REQUEST
Please output every line of the material as it stands, without the pictures.

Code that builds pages
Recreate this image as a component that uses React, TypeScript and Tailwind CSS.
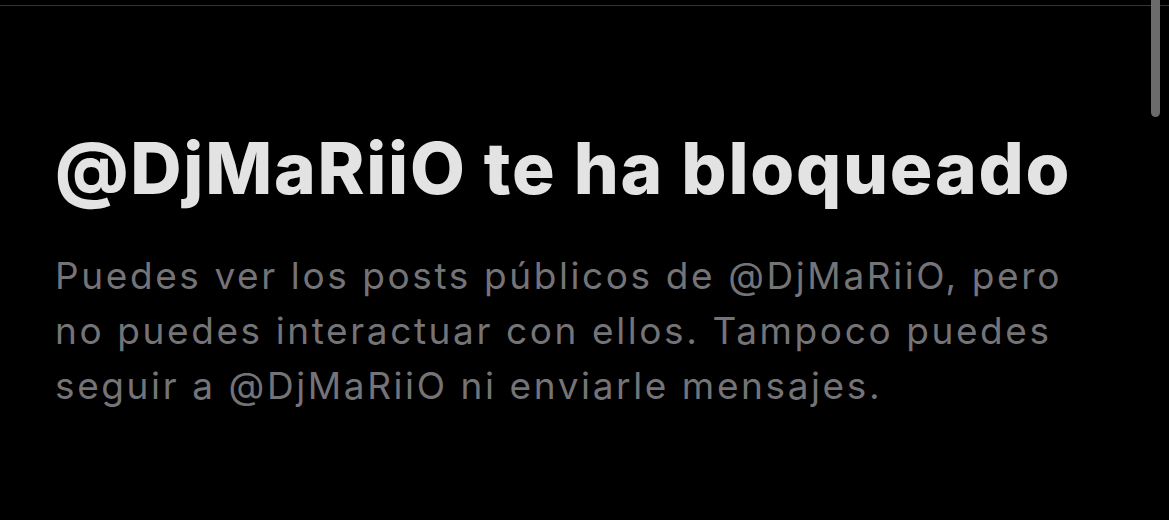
export default function App() {
  return (
    <div className="relative h-[520px] w-[1169px] overflow-hidden bg-black">
      {/* thin divider at the very top */}
      <div className="mt-[5px] h-px w-full bg-[#333639]" />

      <div className="px-[55px] pt-[120px]">
        <h1 className="text-[71px] font-extrabold leading-[84px] tracking-[1.75px] text-[#e3e3e3] [font-family:Inter,'Noto_Sans',sans-serif]">
          @DjMaRiiO te ha bloqueado
        </h1>
        <p className="mt-[38px] text-[37px] leading-[55px] tracking-[2.6px] text-[#747478] [font-family:Inter,'Noto_Sans',sans-serif]">
          <span className="block">Puedes ver los posts públicos de @DjMaRiiO, pero</span>
          <span className="block">no puedes interactuar con ellos. Tampoco puedes</span>
          <span className="block">seguir a @DjMaRiiO ni enviarle mensajes.</span>
        </p>
      </div>

      {/* scrollbar thumb */}
      <div className="absolute right-[9px] top-0 h-[117px] w-[9px] rounded-b-full bg-[#6b6b6b]" />
    </div>
  );
}
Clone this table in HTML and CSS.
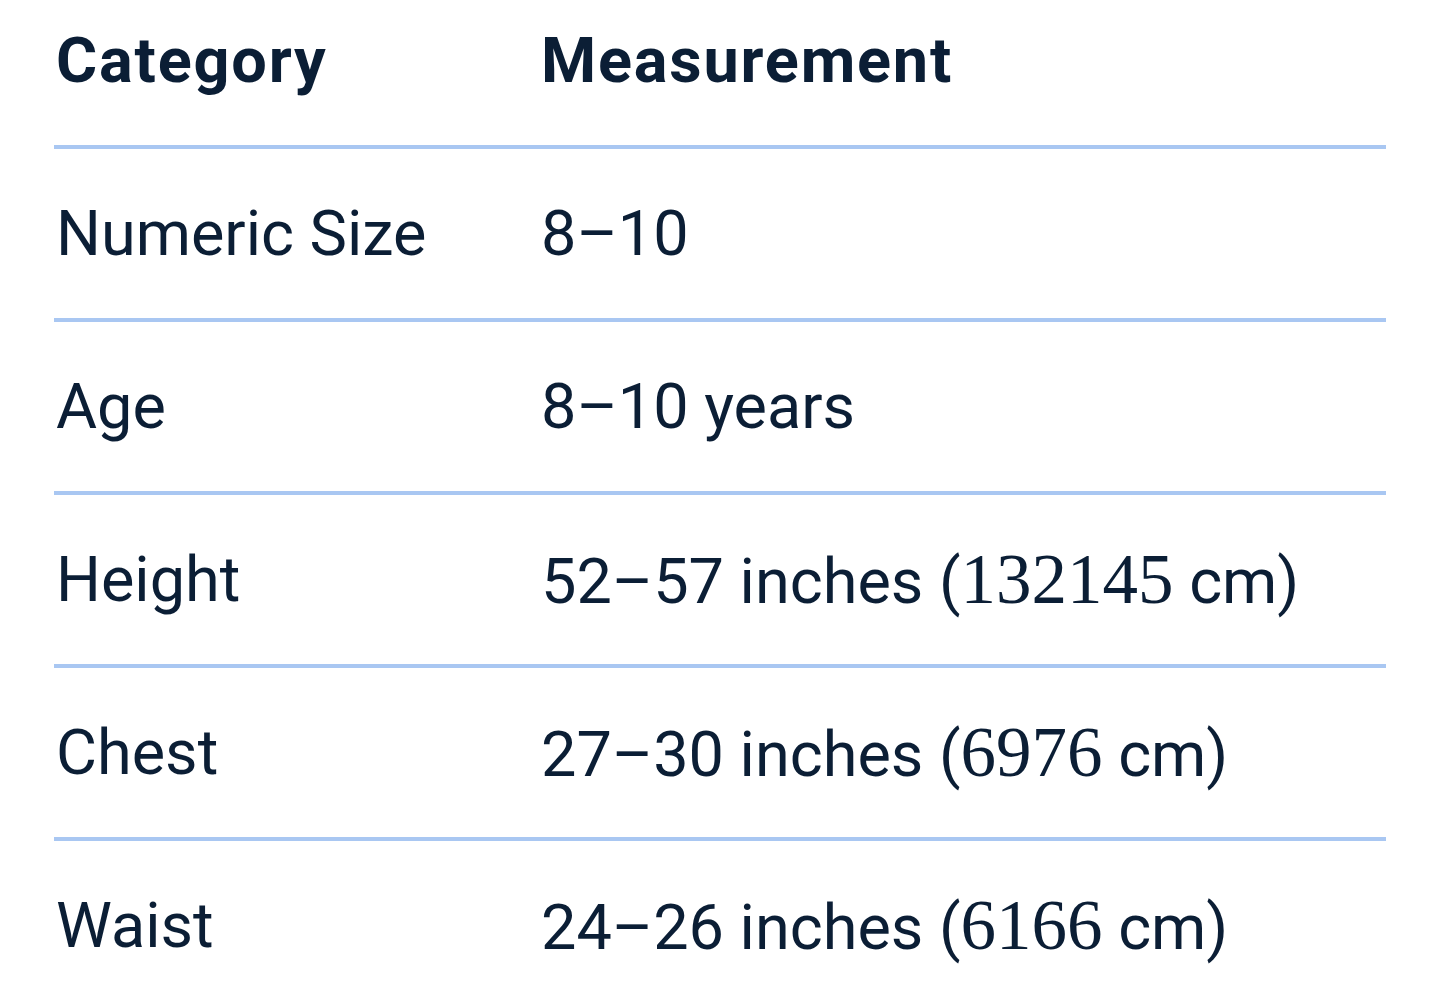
FILE: index.html
```html
<!DOCTYPE html>
<html lang="en">
<head>
  <meta charset="UTF-8">
  <title>Size Chart</title>
  <link rel="stylesheet" href="styles.css">
</head>
<body>
<table class="size-table">
  <thead>
    <tr>
      <th>Category</th>
      <th>Measurement</th>
    </tr>
  </thead>
  <tbody>
    <tr>
      <td>Numeric Size</td>
      <td>8–10</td>
    </tr>
    <tr>
      <td>Age</td>
      <td>8–10 years</td>
    </tr>
    <tr>
      <td>Height</td>
      <td>52–57 inches (<span class="num">132145</span> cm)</td>
    </tr>
    <tr>
      <td>Chest</td>
      <td>27–30 inches (<span class="num">6976</span> cm)</td>
    </tr>
    <tr>
      <td>Waist</td>
      <td>24–26 inches (<span class="num">6166</span> cm)</td>
    </tr>
  </tbody>
</table>
</body>
</html>
```
FILE: styles.css
```css
body { margin: 0; background: #fff; font-family: Roboto, "Open Sans", sans-serif; color: #0b1e35; overflow: hidden; }
.size-table { border-collapse: collapse; margin: -24px 0 0 54px; width: 1332px; }
.size-table th, .size-table td { height: 169px; padding: 0 0 0 2px; text-align: left; vertical-align: middle; font-size: 63px; line-height: 1; }
.size-table th { font-weight: 700; letter-spacing: 1.8px; }
.size-table th:first-child, .size-table td:first-child { width: 483px; }
.size-table tr { border-bottom: 4px solid #a9c7f2; }
.size-table tbody tr:last-child { border-bottom: none; }
.num { font-family: "Liberation Serif", serif; font-size: 71px; }
```
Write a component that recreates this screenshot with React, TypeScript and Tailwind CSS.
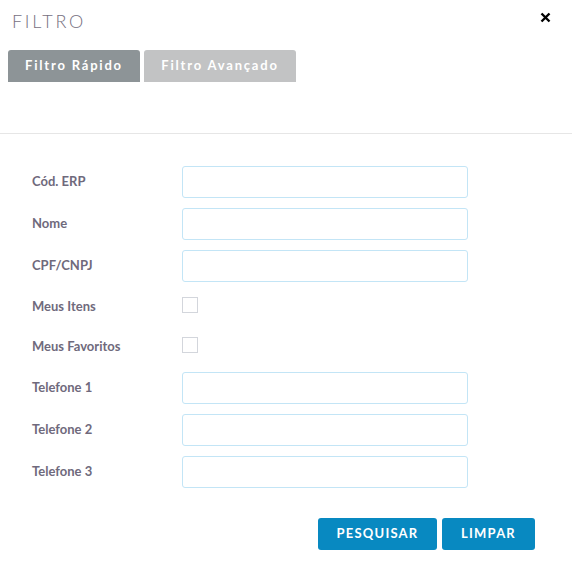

RESULT OF THE EXERCISE
Recreate this image as a component that uses React, TypeScript and Tailwind CSS.
export default function App() {
  return (
    <div className="relative h-[520px] w-[1169px] overflow-hidden bg-black">
      {/* thin divider at the very top */}
      <div className="mt-[5px] h-px w-full bg-[#333639]" />

      <div className="px-[55px] pt-[120px]">
        <h1 className="text-[71px] font-extrabold leading-[84px] tracking-[1.75px] text-[#e3e3e3] [font-family:Inter,'Noto_Sans',sans-serif]">
          @DjMaRiiO te ha bloqueado
        </h1>
        <p className="mt-[38px] text-[37px] leading-[55px] tracking-[2.6px] text-[#747478] [font-family:Inter,'Noto_Sans',sans-serif]">
          <span className="block">Puedes ver los posts públicos de @DjMaRiiO, pero</span>
          <span className="block">no puedes interactuar con ellos. Tampoco puedes</span>
          <span className="block">seguir a @DjMaRiiO ni enviarle mensajes.</span>
        </p>
      </div>

      {/* scrollbar thumb */}
      <div className="absolute right-[9px] top-0 h-[117px] w-[9px] rounded-b-full bg-[#6b6b6b]" />
    </div>
  );
}
Clone this table in HTML and CSS.
FILE: index.html
```html
<!DOCTYPE html>
<html lang="en">
<head>
  <meta charset="UTF-8">
  <title>Size Chart</title>
  <link rel="stylesheet" href="styles.css">
</head>
<body>
<table class="size-table">
  <thead>
    <tr>
      <th>Category</th>
      <th>Measurement</th>
    </tr>
  </thead>
  <tbody>
    <tr>
      <td>Numeric Size</td>
      <td>8–10</td>
    </tr>
    <tr>
      <td>Age</td>
      <td>8–10 years</td>
    </tr>
    <tr>
      <td>Height</td>
      <td>52–57 inches (<span class="num">132145</span> cm)</td>
    </tr>
    <tr>
      <td>Chest</td>
      <td>27–30 inches (<span class="num">6976</span> cm)</td>
    </tr>
    <tr>
      <td>Waist</td>
      <td>24–26 inches (<span class="num">6166</span> cm)</td>
    </tr>
  </tbody>
</table>
</body>
</html>
```
FILE: styles.css
```css
body { margin: 0; background: #fff; font-family: Roboto, "Open Sans", sans-serif; color: #0b1e35; overflow: hidden; }
.size-table { border-collapse: collapse; margin: -24px 0 0 54px; width: 1332px; }
.size-table th, .size-table td { height: 169px; padding: 0 0 0 2px; text-align: left; vertical-align: middle; font-size: 63px; line-height: 1; }
.size-table th { font-weight: 700; letter-spacing: 1.8px; }
.size-table th:first-child, .size-table td:first-child { width: 483px; }
.size-table tr { border-bottom: 4px solid #a9c7f2; }
.size-table tbody tr:last-child { border-bottom: none; }
.num { font-family: "Liberation Serif", serif; font-size: 71px; }
```
Write a component that recreates this screenshot with React, TypeScript and Tailwind CSS.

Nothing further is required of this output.